▶ [WRITTEN EXERCISE]: Go through the entries below and pick out every line with "screenshot".

▶ [EXTRACTED MATERIAL]:

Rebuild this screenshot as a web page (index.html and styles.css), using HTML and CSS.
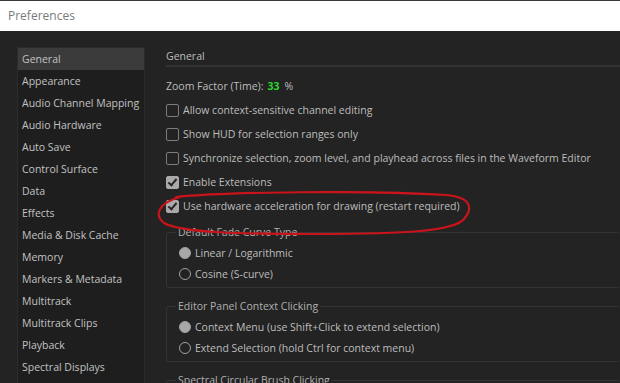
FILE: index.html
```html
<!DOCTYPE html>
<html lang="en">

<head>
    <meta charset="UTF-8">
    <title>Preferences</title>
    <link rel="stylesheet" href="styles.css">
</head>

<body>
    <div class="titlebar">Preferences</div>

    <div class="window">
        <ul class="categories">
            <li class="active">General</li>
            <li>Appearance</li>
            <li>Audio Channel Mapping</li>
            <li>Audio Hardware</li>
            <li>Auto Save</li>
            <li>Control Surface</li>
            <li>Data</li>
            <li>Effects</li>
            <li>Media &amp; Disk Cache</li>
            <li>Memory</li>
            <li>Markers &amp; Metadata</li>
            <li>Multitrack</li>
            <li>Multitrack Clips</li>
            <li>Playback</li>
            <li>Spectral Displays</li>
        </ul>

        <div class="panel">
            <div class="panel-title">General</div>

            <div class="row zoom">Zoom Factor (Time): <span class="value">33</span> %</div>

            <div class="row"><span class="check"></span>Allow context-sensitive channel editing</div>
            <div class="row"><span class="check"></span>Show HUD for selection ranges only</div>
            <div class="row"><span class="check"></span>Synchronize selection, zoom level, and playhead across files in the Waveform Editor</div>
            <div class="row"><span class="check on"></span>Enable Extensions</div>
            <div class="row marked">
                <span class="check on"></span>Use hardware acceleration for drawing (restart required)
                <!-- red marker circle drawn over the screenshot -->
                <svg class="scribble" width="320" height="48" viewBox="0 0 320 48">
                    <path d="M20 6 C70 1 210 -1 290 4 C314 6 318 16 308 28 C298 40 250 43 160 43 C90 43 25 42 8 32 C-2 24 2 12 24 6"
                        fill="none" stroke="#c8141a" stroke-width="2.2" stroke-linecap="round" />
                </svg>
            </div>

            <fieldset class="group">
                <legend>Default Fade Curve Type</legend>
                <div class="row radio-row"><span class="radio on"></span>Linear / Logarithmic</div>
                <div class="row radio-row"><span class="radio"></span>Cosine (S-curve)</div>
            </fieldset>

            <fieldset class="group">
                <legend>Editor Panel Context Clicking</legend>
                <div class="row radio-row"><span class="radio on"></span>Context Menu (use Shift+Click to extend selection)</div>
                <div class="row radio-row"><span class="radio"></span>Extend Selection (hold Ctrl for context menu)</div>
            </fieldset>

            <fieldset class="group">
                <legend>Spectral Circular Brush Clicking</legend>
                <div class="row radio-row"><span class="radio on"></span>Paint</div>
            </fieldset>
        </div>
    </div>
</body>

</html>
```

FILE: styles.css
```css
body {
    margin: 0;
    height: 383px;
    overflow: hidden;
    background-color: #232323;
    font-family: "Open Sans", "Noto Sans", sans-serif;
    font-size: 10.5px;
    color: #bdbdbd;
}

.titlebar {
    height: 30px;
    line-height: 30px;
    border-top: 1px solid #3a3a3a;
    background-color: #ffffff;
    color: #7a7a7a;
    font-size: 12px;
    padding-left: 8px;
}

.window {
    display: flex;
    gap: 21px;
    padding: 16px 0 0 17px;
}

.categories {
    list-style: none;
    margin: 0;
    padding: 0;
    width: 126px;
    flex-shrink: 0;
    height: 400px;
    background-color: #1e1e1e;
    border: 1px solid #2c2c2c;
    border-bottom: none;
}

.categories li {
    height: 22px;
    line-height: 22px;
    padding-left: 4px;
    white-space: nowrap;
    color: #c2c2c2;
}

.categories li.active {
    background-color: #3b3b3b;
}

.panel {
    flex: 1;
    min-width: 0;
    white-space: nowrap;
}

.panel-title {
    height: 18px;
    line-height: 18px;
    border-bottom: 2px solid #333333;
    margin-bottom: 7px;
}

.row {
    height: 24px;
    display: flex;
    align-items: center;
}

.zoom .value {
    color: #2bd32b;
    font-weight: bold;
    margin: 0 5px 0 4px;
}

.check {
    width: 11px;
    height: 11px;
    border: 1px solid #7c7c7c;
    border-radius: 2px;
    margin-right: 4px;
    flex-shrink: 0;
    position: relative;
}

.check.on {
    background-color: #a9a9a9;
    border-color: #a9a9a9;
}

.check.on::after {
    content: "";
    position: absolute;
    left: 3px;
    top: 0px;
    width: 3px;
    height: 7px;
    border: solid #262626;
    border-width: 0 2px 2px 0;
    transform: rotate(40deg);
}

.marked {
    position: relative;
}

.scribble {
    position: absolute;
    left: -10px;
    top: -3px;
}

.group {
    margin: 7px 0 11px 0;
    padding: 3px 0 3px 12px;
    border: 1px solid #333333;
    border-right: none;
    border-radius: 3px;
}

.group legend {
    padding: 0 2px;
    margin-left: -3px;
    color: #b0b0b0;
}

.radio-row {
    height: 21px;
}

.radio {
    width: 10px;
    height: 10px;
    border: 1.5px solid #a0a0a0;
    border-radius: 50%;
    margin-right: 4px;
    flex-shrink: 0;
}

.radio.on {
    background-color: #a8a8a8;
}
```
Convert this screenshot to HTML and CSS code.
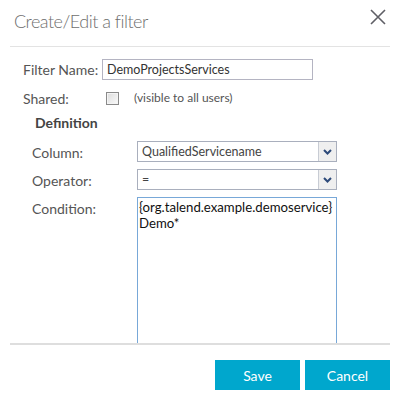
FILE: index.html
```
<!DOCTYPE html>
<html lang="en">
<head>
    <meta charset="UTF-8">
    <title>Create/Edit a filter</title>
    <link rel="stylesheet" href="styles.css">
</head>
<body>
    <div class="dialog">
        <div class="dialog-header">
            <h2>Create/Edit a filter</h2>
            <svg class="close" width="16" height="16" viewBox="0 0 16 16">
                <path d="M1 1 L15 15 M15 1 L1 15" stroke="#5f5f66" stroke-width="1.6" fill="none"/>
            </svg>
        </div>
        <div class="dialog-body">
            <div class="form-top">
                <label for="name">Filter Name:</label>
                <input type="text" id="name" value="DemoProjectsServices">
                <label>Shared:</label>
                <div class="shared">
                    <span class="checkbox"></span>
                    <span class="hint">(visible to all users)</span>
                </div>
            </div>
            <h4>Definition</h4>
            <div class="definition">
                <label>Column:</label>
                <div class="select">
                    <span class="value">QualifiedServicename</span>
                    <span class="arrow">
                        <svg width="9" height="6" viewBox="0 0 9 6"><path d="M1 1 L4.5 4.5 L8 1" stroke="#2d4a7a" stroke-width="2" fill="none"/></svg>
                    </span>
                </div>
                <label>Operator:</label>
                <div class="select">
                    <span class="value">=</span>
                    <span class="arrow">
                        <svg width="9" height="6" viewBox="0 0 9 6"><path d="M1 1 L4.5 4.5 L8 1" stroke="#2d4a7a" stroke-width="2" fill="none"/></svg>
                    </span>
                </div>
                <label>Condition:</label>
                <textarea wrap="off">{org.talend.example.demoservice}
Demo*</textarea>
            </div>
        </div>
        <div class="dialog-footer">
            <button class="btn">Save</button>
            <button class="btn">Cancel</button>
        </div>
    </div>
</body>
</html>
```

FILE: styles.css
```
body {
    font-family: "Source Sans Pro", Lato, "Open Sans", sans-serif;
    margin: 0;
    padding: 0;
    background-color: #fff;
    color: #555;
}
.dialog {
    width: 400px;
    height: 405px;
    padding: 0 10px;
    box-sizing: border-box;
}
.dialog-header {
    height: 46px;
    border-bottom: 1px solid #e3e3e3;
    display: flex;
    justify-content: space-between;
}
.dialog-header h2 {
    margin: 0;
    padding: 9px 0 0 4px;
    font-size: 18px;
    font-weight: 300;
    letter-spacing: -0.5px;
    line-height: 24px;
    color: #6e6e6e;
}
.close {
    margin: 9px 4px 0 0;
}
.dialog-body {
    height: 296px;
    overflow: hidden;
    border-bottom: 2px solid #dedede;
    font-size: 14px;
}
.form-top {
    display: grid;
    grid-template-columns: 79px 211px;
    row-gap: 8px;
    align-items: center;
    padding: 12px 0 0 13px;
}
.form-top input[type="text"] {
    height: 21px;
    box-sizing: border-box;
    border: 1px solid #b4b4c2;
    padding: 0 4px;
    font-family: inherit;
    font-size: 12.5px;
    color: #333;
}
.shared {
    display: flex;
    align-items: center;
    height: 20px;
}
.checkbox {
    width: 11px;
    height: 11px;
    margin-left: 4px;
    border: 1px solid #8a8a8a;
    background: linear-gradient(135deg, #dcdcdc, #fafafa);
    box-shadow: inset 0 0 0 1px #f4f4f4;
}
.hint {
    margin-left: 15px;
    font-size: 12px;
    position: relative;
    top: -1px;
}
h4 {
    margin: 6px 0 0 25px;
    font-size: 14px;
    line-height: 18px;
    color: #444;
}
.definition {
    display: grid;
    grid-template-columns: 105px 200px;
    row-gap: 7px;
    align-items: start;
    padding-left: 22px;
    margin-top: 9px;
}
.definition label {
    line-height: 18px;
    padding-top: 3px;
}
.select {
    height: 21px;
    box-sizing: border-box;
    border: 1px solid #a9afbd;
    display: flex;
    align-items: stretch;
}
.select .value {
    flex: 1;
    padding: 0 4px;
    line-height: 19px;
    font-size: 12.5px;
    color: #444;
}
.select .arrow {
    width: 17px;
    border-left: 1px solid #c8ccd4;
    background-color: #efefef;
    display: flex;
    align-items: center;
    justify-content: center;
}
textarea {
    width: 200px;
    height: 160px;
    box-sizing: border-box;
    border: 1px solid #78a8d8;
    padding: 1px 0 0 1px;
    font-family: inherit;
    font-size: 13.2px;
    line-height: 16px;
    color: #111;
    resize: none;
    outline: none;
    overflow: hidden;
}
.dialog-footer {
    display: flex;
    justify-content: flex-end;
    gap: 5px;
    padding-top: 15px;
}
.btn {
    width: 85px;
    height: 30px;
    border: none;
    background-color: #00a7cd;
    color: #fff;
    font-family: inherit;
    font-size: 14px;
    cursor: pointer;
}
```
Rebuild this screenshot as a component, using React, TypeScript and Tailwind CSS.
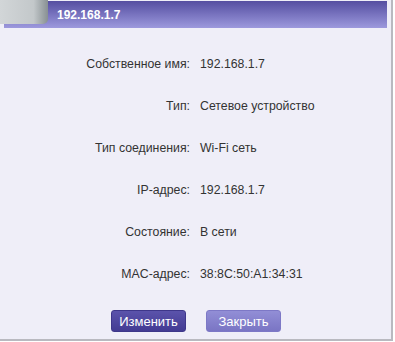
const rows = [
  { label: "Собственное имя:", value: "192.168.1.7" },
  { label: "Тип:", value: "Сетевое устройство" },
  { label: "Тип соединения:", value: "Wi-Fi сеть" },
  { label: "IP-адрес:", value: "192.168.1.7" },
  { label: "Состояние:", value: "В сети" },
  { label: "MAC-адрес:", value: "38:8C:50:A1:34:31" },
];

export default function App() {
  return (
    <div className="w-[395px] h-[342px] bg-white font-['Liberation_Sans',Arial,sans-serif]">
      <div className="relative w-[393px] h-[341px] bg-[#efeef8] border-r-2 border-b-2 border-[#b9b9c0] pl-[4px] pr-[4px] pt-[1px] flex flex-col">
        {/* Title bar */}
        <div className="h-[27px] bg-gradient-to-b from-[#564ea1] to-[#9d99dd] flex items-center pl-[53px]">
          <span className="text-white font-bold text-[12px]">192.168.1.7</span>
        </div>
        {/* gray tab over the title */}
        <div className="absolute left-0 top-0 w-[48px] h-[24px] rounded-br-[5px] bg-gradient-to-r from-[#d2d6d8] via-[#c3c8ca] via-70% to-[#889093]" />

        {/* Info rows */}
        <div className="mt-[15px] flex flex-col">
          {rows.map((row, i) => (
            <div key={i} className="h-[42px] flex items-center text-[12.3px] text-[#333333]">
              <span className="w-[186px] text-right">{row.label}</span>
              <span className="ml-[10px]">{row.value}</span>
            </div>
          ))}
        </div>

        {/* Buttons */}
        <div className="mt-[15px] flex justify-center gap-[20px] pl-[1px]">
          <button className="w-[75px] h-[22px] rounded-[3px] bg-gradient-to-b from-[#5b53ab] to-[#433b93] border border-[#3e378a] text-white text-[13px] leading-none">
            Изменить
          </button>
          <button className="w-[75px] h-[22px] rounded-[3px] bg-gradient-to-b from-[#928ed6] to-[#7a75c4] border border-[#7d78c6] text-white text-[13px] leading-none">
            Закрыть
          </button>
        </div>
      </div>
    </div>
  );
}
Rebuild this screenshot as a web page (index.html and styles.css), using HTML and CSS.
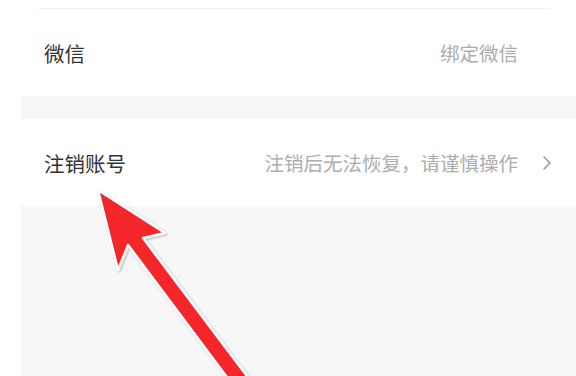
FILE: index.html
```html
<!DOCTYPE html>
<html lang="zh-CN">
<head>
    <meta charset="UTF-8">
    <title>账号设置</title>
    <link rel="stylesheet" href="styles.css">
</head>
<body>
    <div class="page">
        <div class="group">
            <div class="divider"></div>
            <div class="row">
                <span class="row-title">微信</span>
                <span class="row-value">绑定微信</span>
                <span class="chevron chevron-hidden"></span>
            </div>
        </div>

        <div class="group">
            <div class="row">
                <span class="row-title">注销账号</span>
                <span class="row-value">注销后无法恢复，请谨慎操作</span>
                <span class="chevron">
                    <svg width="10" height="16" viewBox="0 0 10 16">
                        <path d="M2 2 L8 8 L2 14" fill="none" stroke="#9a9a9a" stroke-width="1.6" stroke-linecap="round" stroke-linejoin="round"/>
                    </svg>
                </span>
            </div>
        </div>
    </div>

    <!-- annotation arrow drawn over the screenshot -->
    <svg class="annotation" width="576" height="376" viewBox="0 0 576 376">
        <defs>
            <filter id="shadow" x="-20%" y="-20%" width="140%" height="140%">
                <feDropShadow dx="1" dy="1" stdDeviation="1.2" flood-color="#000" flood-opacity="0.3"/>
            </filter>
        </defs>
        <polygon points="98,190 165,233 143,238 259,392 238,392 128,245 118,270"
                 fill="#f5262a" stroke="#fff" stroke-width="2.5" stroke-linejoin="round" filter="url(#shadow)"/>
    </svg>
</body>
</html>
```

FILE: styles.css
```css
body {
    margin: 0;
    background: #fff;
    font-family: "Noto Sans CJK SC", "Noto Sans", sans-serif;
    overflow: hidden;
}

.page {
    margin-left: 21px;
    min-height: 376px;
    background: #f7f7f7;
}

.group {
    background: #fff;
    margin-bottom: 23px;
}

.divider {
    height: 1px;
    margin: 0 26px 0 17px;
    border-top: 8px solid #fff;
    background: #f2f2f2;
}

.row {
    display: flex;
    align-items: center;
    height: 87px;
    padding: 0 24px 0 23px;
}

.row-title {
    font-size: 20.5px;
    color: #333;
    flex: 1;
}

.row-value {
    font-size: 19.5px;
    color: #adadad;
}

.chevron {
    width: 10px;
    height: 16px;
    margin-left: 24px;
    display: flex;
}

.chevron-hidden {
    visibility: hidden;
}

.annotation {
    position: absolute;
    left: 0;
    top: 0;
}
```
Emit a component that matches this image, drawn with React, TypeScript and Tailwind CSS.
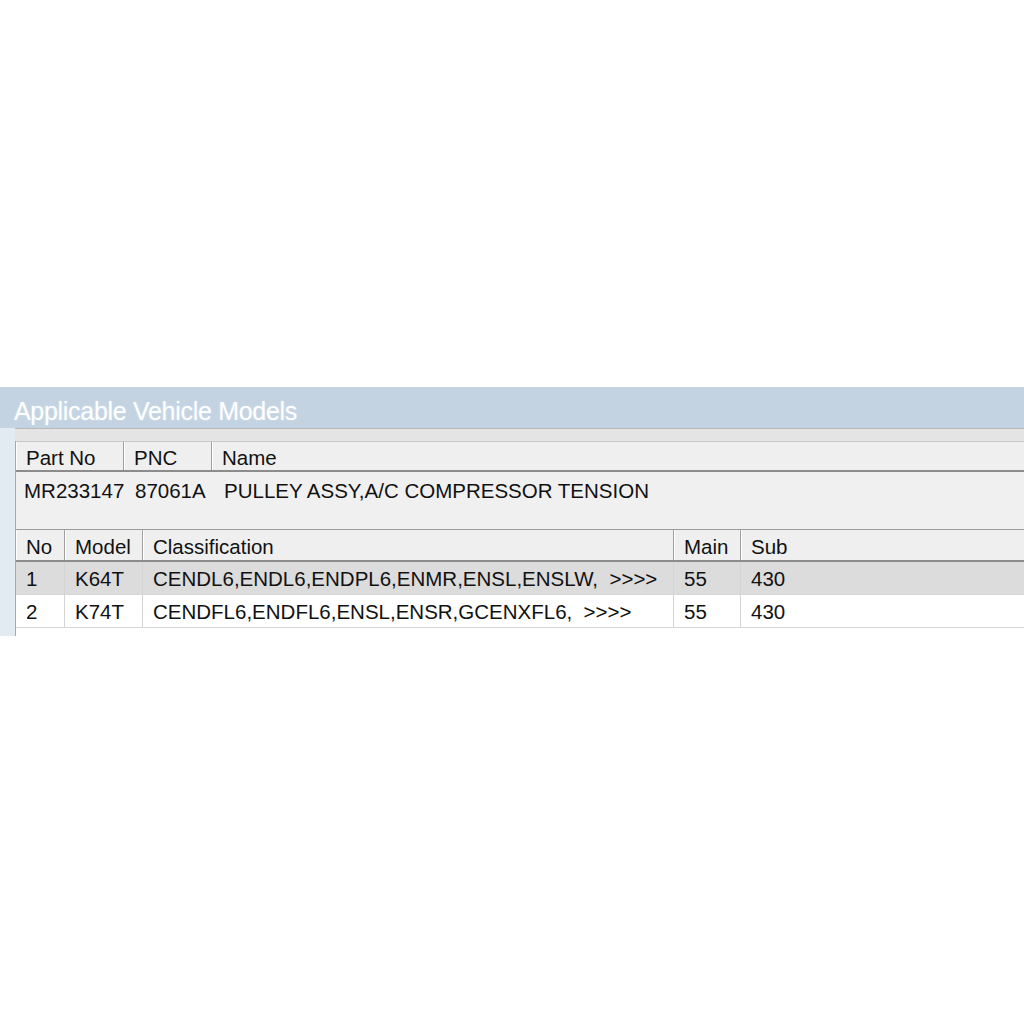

▶ [CORRECT RESULT]:
Rebuild this screenshot as a web page (index.html and styles.css), using HTML and CSS.
                <!-- red marker circle drawn over the screenshot -->
Convert this screenshot to HTML and CSS code.
Rebuild this screenshot as a component, using React, TypeScript and Tailwind CSS.
Rebuild this screenshot as a web page (index.html and styles.css), using HTML and CSS.
    <!-- annotation arrow drawn over the screenshot -->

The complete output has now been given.